On a typical day they will have a selection of three or more single origins from which to choose, usually entailing about a three-minute wait, plus a house blend ready-to-go, which has been brewed in a French press. They have a full range of lattes, macchiatos, cortados, café au lait, etc., and, after hearing requests from some Australians living locally, they can make a “flat white” if asked to, described as a “shorter shot with a velvety foam — it tastes more like an espresso drink than a milk drink,” according to Sam.

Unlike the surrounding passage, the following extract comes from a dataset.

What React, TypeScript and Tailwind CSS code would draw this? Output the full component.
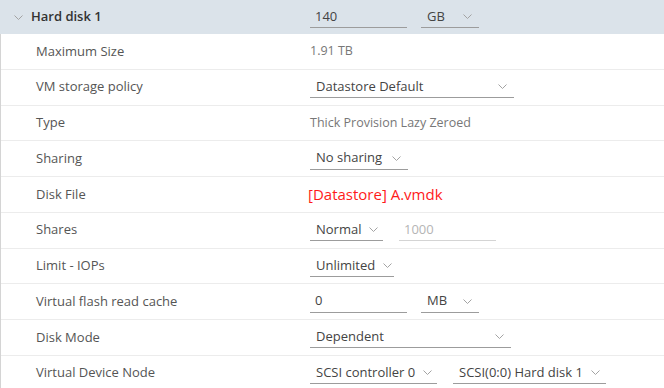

In addition to the selection of coffees (and the sale of the beans, whole and ground), they sell a range of Harney teas, hot chocolate and “cold brews” — which Sam is quick to mention do not consist of “dumping coffee or tea over ice,” but rather “creating a concentrate, over 18 to 24 hours, which we then use ice to dilute.” To go with the coffee they feature Five Acre Farms milk, Bread Alone pastries and cookies, along with “grab-and-go” items such as granola bags and yogurt, and, coming soon, organic oatmeal.
“It’s a very different market here from Brooklyn,” said Andy. “Everyone here is a little less uptight. There’s less hustle and bustle, but there’s the same expectation of quality. They’re so excited that we’re here.”
“We knew the interest was here,” said Sam. “Even though we took a leap of faith, we knew that The Hop had opened, Newburgh Brewing, and hearing people gush over craft beer, we knew.” She also praised her staff, noting, “Other places don’t invest enough in really good people. We want our team to be happy; they are all tapped into the culinary world. Getting people trained in specialty coffee is intensive and it’s hard work, so there has to be a true love of it in order to do it.”
The CSPC is located at 3091 Route 9. They are open Mondays through Fridays from 6:30 a.m.; closing hours vary from 6 to 7 p.m. There will be outdoor seating in the warmer months, with live outdoor music planned for Sundays in July and August.